Este conflito íntimo foi magistralmente percebido por Paulo de Tarso quando em sua carta aos Romanos nos alerta:
Porque bem sabemos que a lei é espiritual; mas eu sou carnal, vendido sob o pecado.
Porque o que faço, não o aprovo, pois o que quero, isso não faço; mas o que aborreço, isso faço.
E, se faço o que não quero, consinto com a lei, que é boa.
De maneira que, agora, já não sou eu que faço isto, mas o pecado que habita em mim.
Porque eu sei que em mim, isto é, na minha carne, não habita bem algum; e, com efeito, o querer está em mim, mas não consigo realizar o bem.
Porque não faço o bem que quero, mas o mal que não quero, esse faço.
Ora, se eu faço o que não quero, já o não faço eu, mas o pecado que habita em mim.
Acho, então, esta lei em mim: que, quando quero fazer o bem, o mal está comigo.

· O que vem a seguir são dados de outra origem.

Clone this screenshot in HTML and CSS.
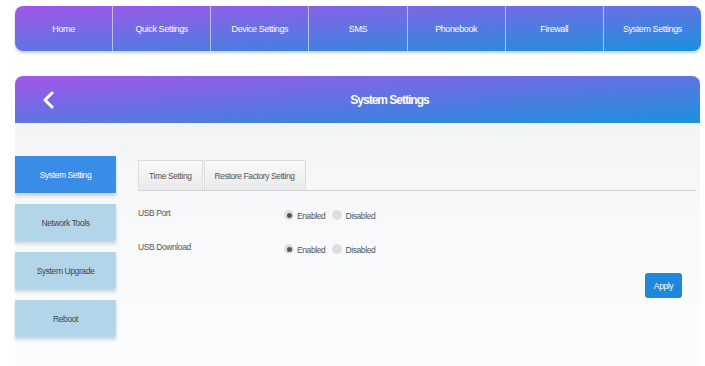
FILE: index.html
```html
<!DOCTYPE html>
<html lang="en">
<head>
  <meta charset="UTF-8" />
  <title>System Settings</title>
  <link rel="stylesheet" href="styles.css">
</head>
<body>
  <div class="page">
    <div class="nav">
      <a href="#">Home</a>
      <a href="#">Quick Settings</a>
      <a href="#">Device Settings</a>
      <a href="#">SMS</a>
      <a href="#">Phonebook</a>
      <a href="#">Firewall</a>
      <a href="#">System Settings</a>
    </div>

    <div class="header">
      <a class="back" href="#">
        <svg width="14" height="18" viewBox="0 0 14 18">
          <polyline points="10,2 3,9 10,16" fill="none" stroke="#fff" stroke-width="3" stroke-linecap="round" stroke-linejoin="round"/>
        </svg>
      </a>
      <div class="title">System Settings</div>
    </div>

    <div class="panel">
      <div class="side">
        <a class="side-btn active" href="#">System Setting</a>
        <a class="side-btn" href="#">Network Tools</a>
        <a class="side-btn" href="#">System Upgrade</a>
        <a class="side-btn" href="#">Reboot</a>
      </div>

      <div class="main">
        <div class="tabs">
          <span class="tab">Time Setting</span>
          <span class="tab">Restore Factory Setting</span>
        </div>

        <div class="rows">
          <div class="row">
            <span class="label">USB Port</span>
            <span class="radio checked"></span><span class="opt">Enabled</span>
            <span class="radio"></span><span class="opt">Disabled</span>
          </div>
          <div class="row">
            <span class="label">USB Download</span>
            <span class="radio checked"></span><span class="opt">Enabled</span>
            <span class="radio"></span><span class="opt">Disabled</span>
          </div>
        </div>

        <div class="actions">
          <button class="apply">Apply</button>
        </div>
      </div>
    </div>
  </div>
</body>
</html>
```

FILE: styles.css
```css
html, body {
  margin: 0;
  padding: 0;
  background: #fff;
  font-family: "Liberation Sans", sans-serif;
  color: #555;
  letter-spacing: -0.4px;
}

.page {
  padding: 6px 4px 0 15px;
}

.nav {
  display: flex;
  height: 45px;
  border-radius: 8px;
  background: linear-gradient(to bottom right, #a256ea, #5f74e2 50%, #1a92dd);
  box-shadow: 0 2px 3px rgba(90, 110, 150, 0.35);
  overflow: hidden;
}

.nav a {
  flex: 1;
  display: flex;
  align-items: center;
  justify-content: center;
  color: #fff;
  font-size: 9px;
  text-decoration: none;
  border-left: 1px solid rgba(255, 255, 255, 0.55);
}

.nav a:first-child {
  border-left: none;
}

.header {
  position: relative;
  margin-top: 25px;
  margin-right: 1px;
  padding-left: 64px;
  height: 47px;
  border-radius: 8px 8px 0 0;
  background: linear-gradient(to bottom right, #a256ea, #5f74e2 50%, #1a92dd);
  display: flex;
  align-items: center;
  justify-content: center;
}

.back {
  position: absolute;
  left: 27px;
  top: 15px;
  line-height: 0;
}

.title {
  color: #fff;
  font-size: 12px;
  font-weight: bold;
  letter-spacing: -1px;
}

.panel {
  display: flex;
  gap: 22px;
  margin-right: 1px;
  padding: 33px 4px 0 0;
  min-height: 210px;
  background: linear-gradient(#f3f4f6, #f8f9fa 45%, #fbfcfd);
}

.side {
  display: flex;
  flex-direction: column;
  gap: 11px;
  width: 101px;
}

.side-btn {
  height: 37px;
  display: flex;
  align-items: center;
  justify-content: center;
  background: #b3d5ea;
  color: #444;
  font-size: 8.5px;
  text-decoration: none;
  box-shadow: 0 3px 3px rgba(120, 130, 150, 0.3);
}

.side-btn.active {
  background: #3a8de6;
  color: #fff;
}

.main {
  flex: 1;
  padding-top: 4px;
}

.tabs {
  display: flex;
  border-bottom: 1px solid #cfd3d8;
}

.tab {
  height: 29px;
  display: flex;
  align-items: center;
  padding: 0 10px;
  font-size: 8.5px;
  color: #555;
  border: 1px solid #dcdcdc;
  border-bottom: none;
  background: linear-gradient(#fafafa, #e9e9e9);
}

.tab + .tab {
  margin-left: 1px;
}

.rows {
  padding-top: 7px;
}

.row {
  display: flex;
  align-items: center;
  height: 34px;
  font-size: 8.5px;
}

.label {
  width: 146px;
  margin-top: -5px;
}

.radio {
  width: 10px;
  height: 10px;
  border-radius: 50%;
  background: #dedede;
  display: flex;
  align-items: center;
  justify-content: center;
  margin-right: 3px;
}

.radio.checked::after {
  content: "";
  width: 5px;
  height: 5px;
  border-radius: 50%;
  background: #555;
}

.opt {
  margin-right: 7px;
  margin-top: 2px;
}

.actions {
  display: flex;
  justify-content: flex-end;
  padding: 7px 14px 40px 0;
}

.apply {
  width: 37px;
  height: 25px;
  border: none;
  border-radius: 3px;
  background: #1f88dc;
  color: #fff;
  font-family: inherit;
  font-size: 8.5px;
  letter-spacing: -0.4px;
}
```
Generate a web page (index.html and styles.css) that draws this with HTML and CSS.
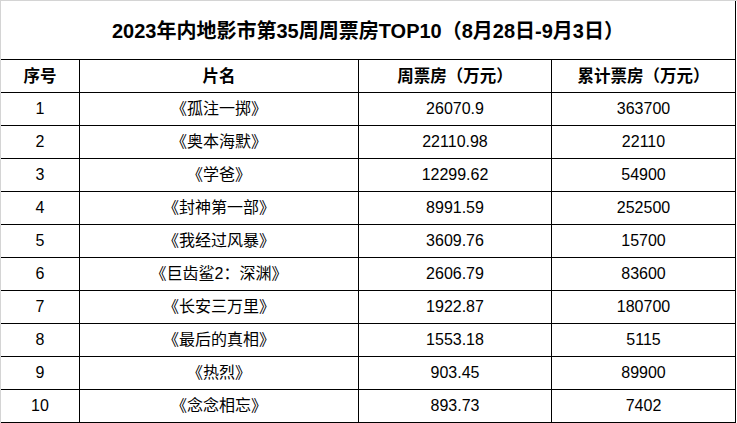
FILE: index.html
```html
<!DOCTYPE html>
<html lang="zh-CN">
<head>
<meta charset="utf-8">
<title>2023年内地影市第35周周票房TOP10</title>
<link rel="stylesheet" href="styles.css">
</head>
<body>
<div class="sheet">
  <div class="grid">
    <div class="cell title">2023年内地影市第35周周票房TOP10（8月28日-9月3日）</div>
    <div class="cell head">序号</div>
    <div class="cell head">片名</div>
    <div class="cell head">周票房（万元）</div>
    <div class="cell head">累计票房（万元）</div>

    <div class="cell">1</div><div class="cell">《孤注一掷》</div><div class="cell">26070.9</div><div class="cell">363700</div>
    <div class="cell">2</div><div class="cell">《奥本海默》</div><div class="cell">22110.98</div><div class="cell">22110</div>
    <div class="cell">3</div><div class="cell">《学爸》</div><div class="cell">12299.62</div><div class="cell">54900</div>
    <div class="cell">4</div><div class="cell">《封神第一部》</div><div class="cell">8991.59</div><div class="cell">252500</div>
    <div class="cell">5</div><div class="cell">《我经过风暴》</div><div class="cell">3609.76</div><div class="cell">15700</div>
    <div class="cell">6</div><div class="cell">《巨齿鲨2：深渊》</div><div class="cell">2606.79</div><div class="cell">83600</div>
    <div class="cell">7</div><div class="cell">《长安三万里》</div><div class="cell">1922.87</div><div class="cell">180700</div>
    <div class="cell">8</div><div class="cell">《最后的真相》</div><div class="cell">1553.18</div><div class="cell">5115</div>
    <div class="cell">9</div><div class="cell">《热烈》</div><div class="cell">903.45</div><div class="cell">89900</div>
    <div class="cell">10</div><div class="cell">《念念相忘》</div><div class="cell">893.73</div><div class="cell">7402</div>
  </div>
</div>
</body>
</html>
```
FILE: styles.css
```css
html, body {
  margin: 0;
  padding: 0;
  background: #ffffff;
}

body {
  font-family: "Liberation Sans", "Noto Sans CJK SC", sans-serif;
  color: #000000;
  width: 737px;
  height: 423px;
  overflow: hidden;
}

.sheet {
  border-top: 1px solid #d4d4d4;
  border-left: 1px solid #d4d4d4;
  height: 422px;
  width: 736px;
}

.grid {
  display: grid;
  grid-template-columns: 79px 279px 193px 184px;
  grid-template-rows: 59px repeat(11, 33px);
  width: 735px;
}

.cell {
  box-sizing: border-box;
  border-right: 1px solid #000;
  border-bottom: 1px solid #000;
  display: flex;
  align-items: center;
  justify-content: center;
  font-size: 16px;
  line-height: 1;
  white-space: nowrap;
}

.title {
  grid-column: 1 / -1;
  font-size: 20px;
  font-weight: bold;
  padding-top: 2px;
}

.head {
  font-size: 16.5px;
  font-weight: bold;
}
```
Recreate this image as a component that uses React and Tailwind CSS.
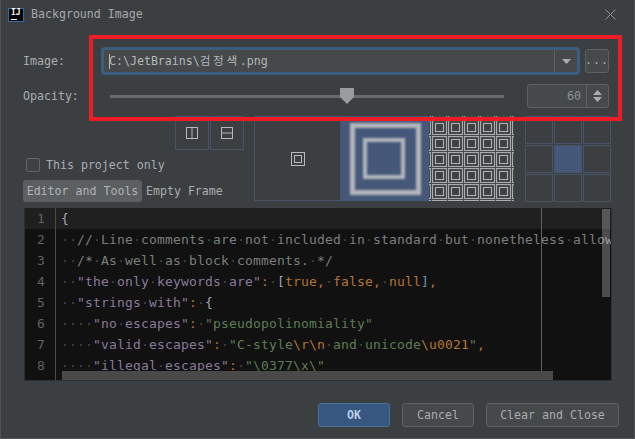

Porque, segundo o homem interior, tenho prazer na lei de Deus.
Mas vejo nos meus membros outra lei que batalha contra a lei do meu entendimento e me prende debaixo da lei do pecado que está nos meus membros.
Miserável homem que eu sou! Quem me livrará do corpo desta morte?[5]
Todavia não desanimemos, a multidão que nos impede de deixar a multidão é transitória por não ser criação divina nem ser herança natural; quando a vida nos propõe um esforço no sentido do progresso, é sempre uma oportunidade de criarmos uma nova história, hábitos novos que vão sendo pouco a pouco incorporados em nosso modus vivendi e que vão substituindo nosso estado anterior.
Quando em nossa angustia pedimos aos Céus um guia e modelo, os habitantes das esferas superiores nos disseram ser Jesus o maior entre todos os outros. Temos em nossas mãos Sua Boa Nova repleta de consolo, de alegria, e de exemplos. Por que então não seguirmos aqueles que à nossa frente perceberam a maravilhosa oportunidade de redenção e de reencontro contida em sua mensagem?
Ouçamos, deste modo, o Mestre a falar na acústica de nossa alma:
Eu sou Jesus… não recalcitre contra os aguilhões.
[1] Cf. Paulo aos Hebreus, 11: 1)
[2] Palavra aramaica que significa "riquezas", as quais podem tornar-se um deus para as pessoas (cf. Mt 6,.24).
[3] Ver 1 Coríntios, cap.1: 18 e 19.